Government sources contend that the protracted litigation impedes meaningful progress to sustain the populations facing possible extinction. Critics argue that the settlement, as written, is a cryptically convoluted conundrum orchestrated by self-ingratiating predatory attorneys representing plaintiffs and defendants, which, have become awash in a sea of endless blame.

Main-stream media accounts of the terms of the agreement lead one to believe that it's an interim win-win situation for the plaintiffs, intervenors, and the defendants. Water agencies, contractors, farmers, and environmentalists all appear to agree it is a positive development and the best course of action.

CVP and SWP contractors, such as the Westland's Water District and the Metropolitan Water District of Southern California, are very pleased with the settlement because it will increase the amount of water they receive. This increase pumping comes at a time when the SWP's major storage facility, Oroville Reservoir is already at 76 percent of capacity, two of its terminal reservoirs in southern California are near capacity, and the joint SWP/CVP San Luis Reservoir, located south of the Delta is at 96 percent of capacity.

Robert Baiocchi, president of California Fisheries and Water Unlimited, and former executive officer of California Sportfishing Protection Alliance, said, "The settlement agreement is an ingenious scheme conjured up by the federal and state water project personnel, and their contractors, to suck more water out of the Delta and to bifurcate the meaning and intent of the ESA. Delta Smelt have and will continue to be harmed by government water exports, although the degree of harm remains debatable, the limited number of smelt that are there to be "counted" is indicative of the fact that the species has crashed."

Reliable sources are saying the agreement sounds too good to be true. As written, the agreement and the stipulations, are difficult to decipher, and loaded with ambiguous-opened non definitive legalize.

It's unclear what practical effect that the agreement will have because the pumping curbs are triggered by unpredictable delta conditions; no curbs have been imposed so far this year. Restrictions designed to protect migrating salmon remain unchanged, although they, too, are the subject of litigation.

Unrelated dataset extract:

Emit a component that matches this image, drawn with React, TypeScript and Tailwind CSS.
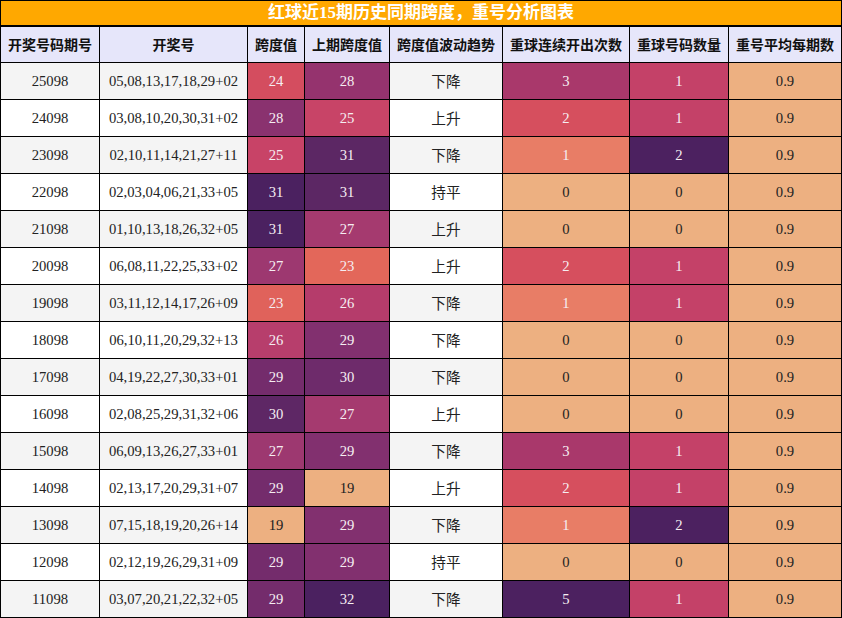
import React from "react"

type Row = {
  issue: string
  nums: string
  span: number
  prevSpan: number
  trend: string
  streak: number
  repeat: number
  avg: string
}

const rows: Row[] = [
  { issue: "25098", nums: "05,08,13,17,18,29+02", span: 24, prevSpan: 28, trend: "下降", streak: 3, repeat: 1, avg: "0.9" },
  { issue: "24098", nums: "03,08,10,20,30,31+02", span: 28, prevSpan: 25, trend: "上升", streak: 2, repeat: 1, avg: "0.9" },
  { issue: "23098", nums: "02,10,11,14,21,27+11", span: 25, prevSpan: 31, trend: "下降", streak: 1, repeat: 2, avg: "0.9" },
  { issue: "22098", nums: "02,03,04,06,21,33+05", span: 31, prevSpan: 31, trend: "持平", streak: 0, repeat: 0, avg: "0.9" },
  { issue: "21098", nums: "01,10,13,18,26,32+05", span: 31, prevSpan: 27, trend: "上升", streak: 0, repeat: 0, avg: "0.9" },
  { issue: "20098", nums: "06,08,11,22,25,33+02", span: 27, prevSpan: 23, trend: "上升", streak: 2, repeat: 1, avg: "0.9" },
  { issue: "19098", nums: "03,11,12,14,17,26+09", span: 23, prevSpan: 26, trend: "下降", streak: 1, repeat: 1, avg: "0.9" },
  { issue: "18098", nums: "06,10,11,20,29,32+13", span: 26, prevSpan: 29, trend: "下降", streak: 0, repeat: 0, avg: "0.9" },
  { issue: "17098", nums: "04,19,22,27,30,33+01", span: 29, prevSpan: 30, trend: "下降", streak: 0, repeat: 0, avg: "0.9" },
  { issue: "16098", nums: "02,08,25,29,31,32+06", span: 30, prevSpan: 27, trend: "上升", streak: 0, repeat: 0, avg: "0.9" },
  { issue: "15098", nums: "06,09,13,26,27,33+01", span: 27, prevSpan: 29, trend: "下降", streak: 3, repeat: 1, avg: "0.9" },
  { issue: "14098", nums: "02,13,17,20,29,31+07", span: 29, prevSpan: 19, trend: "上升", streak: 2, repeat: 1, avg: "0.9" },
  { issue: "13098", nums: "07,15,18,19,20,26+14", span: 19, prevSpan: 29, trend: "下降", streak: 1, repeat: 2, avg: "0.9" },
  { issue: "12098", nums: "02,12,19,26,29,31+09", span: 29, prevSpan: 29, trend: "持平", streak: 0, repeat: 0, avg: "0.9" },
  { issue: "11098", nums: "03,07,20,21,22,32+05", span: 29, prevSpan: 32, trend: "下降", streak: 5, repeat: 1, avg: "0.9" },
]

const PEACH = "#edb081"

// 跨度值 (19..31)
const spanColors: Record<number, string> = {
  19: PEACH, 23: "#e0625b", 24: "#d44d5f", 25: "#c84367", 26: "#b73e6c",
  27: "#9d3870", 28: "#8a326f", 29: "#742c6c", 30: "#5e2765", 31: "#4b2160",
}
// 上期跨度值 (19..32)
const prevColors: Record<number, string> = {
  19: PEACH, 23: "#e3675a", 25: "#c84467", 26: "#b53c6b", 27: "#a53a6f",
  28: "#95336e", 29: "#82306f", 30: "#6e2b6b", 31: "#5c2764", 32: "#4b2160",
}
const streakColors: Record<number, string> = {
  0: PEACH, 1: "#e87d66", 2: "#d64f5e", 3: "#a9386b", 5: "#4c2160",
}
const repeatColors: Record<number, string> = {
  0: PEACH, 1: "#c44168", 2: "#4c2160",
}

const headers = ["开奖号码期号", "开奖号", "跨度值", "上期跨度值", "跨度值波动趋势", "重球连续开出次数", "重球号码数量", "重号平均每期数"]

function HeatCell({ value, color }: { value: number | string; color: string }) {
  const light = color === PEACH
  return (
    <div
      className={`flex items-center justify-center ${light ? "text-[#222]" : "text-[#f6eef2]"}`}
      style={{ backgroundColor: color }}
    >
      {value}
    </div>
  )
}

export default function App() {
  return (
    <div className="w-[842px] h-[618px] bg-black p-px text-[14.67px] font-['Liberation_Serif','Noto_Sans_CJK_SC',serif]">
      <div className="grid grid-cols-[98px_147px_56px_84px_112px_126px_98px_112px] grid-rows-[25px_35px_repeat(15,36px)] gap-px">
        <div className="col-span-8 flex items-center justify-center bg-[#ffa800] border-b border-black text-[17px] font-bold text-white leading-none pb-px">
          红球近15期历史同期跨度，重号分析图表
        </div>
        {headers.map((h) => (
          <div key={h} className="flex items-center justify-center bg-[#e6e6fa] text-[14px] font-bold text-[#111] font-['Noto_Sans_CJK_SC',sans-serif]">
            {h}
          </div>
        ))}
        {rows.map((r, i) => {
          const bg = i % 2 === 0 ? "bg-[#f4f4f4]" : "bg-white"
          return (
            <React.Fragment key={r.issue}>
              <div className={`flex items-center justify-center text-[#222] ${bg}`}>{r.issue}</div>
              <div className={`flex items-center justify-center text-[#222] ${bg}`}>{r.nums}</div>
              <HeatCell value={r.span} color={spanColors[r.span]} />
              <HeatCell value={r.prevSpan} color={prevColors[r.prevSpan]} />
              <div className={`flex items-center justify-center text-[#222] font-['Noto_Sans_CJK_SC',sans-serif] ${bg}`}>{r.trend}</div>
              <HeatCell value={r.streak} color={streakColors[r.streak]} />
              <HeatCell value={r.repeat} color={repeatColors[r.repeat]} />
              <HeatCell value={r.avg} color={PEACH} />
            </React.Fragment>
          )
        })}
      </div>
    </div>
  )
}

What is clear, in paragraph 4 of the settlement, is that if the USFWS makes a determination to change the flow requirements, restrict pumping, it has to go through a series of hoops, reviews, and water projects operators' and contractors' approval. It also states any party may provide information on economic impacts and other information that it deems relevant, and that if any of the plaintiffs or plaintiffs-intervenors seek judicial review of and relief from such changes, the terms and conditions of this stipulation shall immediately and henceforth become inoperative.

Contact was made with the California Attorney General's Office, with the attorney listed on the settlement agreement, in an attempt to find out what inoperative means, as well as other cryptic language contained therein. The contact attorney, Deputy Attorney General Cecilia L. Dennis, said the language in the settlement speaks for itself, and that her office does not respond to questions from the public. She advised the author that her client, DWR, a plaintiff-intervenor in the litigation, requested that all questions regarding the settlement be referred to its Public Information Office. A request to DWR has been made, and a reply should be forthcoming.

Government sources share some of the concerns raised by Baiocchi, regarding potential risks that any additional judicial review or relief challenge(s), should they arise, may have on ensuring the protection of the Delta smelt. Although supporters of the agreement contend that the weekly review and other related time-sensitive requirements will help to make the process more "transparent, they share concerns about the USFWS personnel ability to make a prudent decision and/or action to protect the species, as required by the agreement, while having to deal with the dynamic changes and conditions of the Delta.

Trent Orr, an attorney with the environmental group Earthjustice, was quoted as saying it is "…a short-term agreement that's good for the health of the delta estuary and good for growers. ... ." Orr's comments are consistent with the other signatories to the settlement about providing more time.

Critics point out that those same entities have been assuring the public for the past 15 years that they would come up with a "sustainable solution" to protect the Delta and double the numbers of Delta-dependent species and have failed miserably in the process.

A report recently released by the Public Policy Institute of California, states, "Over the past 150 years, California's native fishes—a broad indicator of aquatic ecosystem health—have lost almost every conflict with economic development. Among the state's 129 native fish species, 7 have become extinct, 31 are listed as threatened or endangered under the federal and state Endangered Species Acts (ESAs), and another 69 are in decline and will likely qualify for listing in the future. Only 22 native fish species are reasonably secure."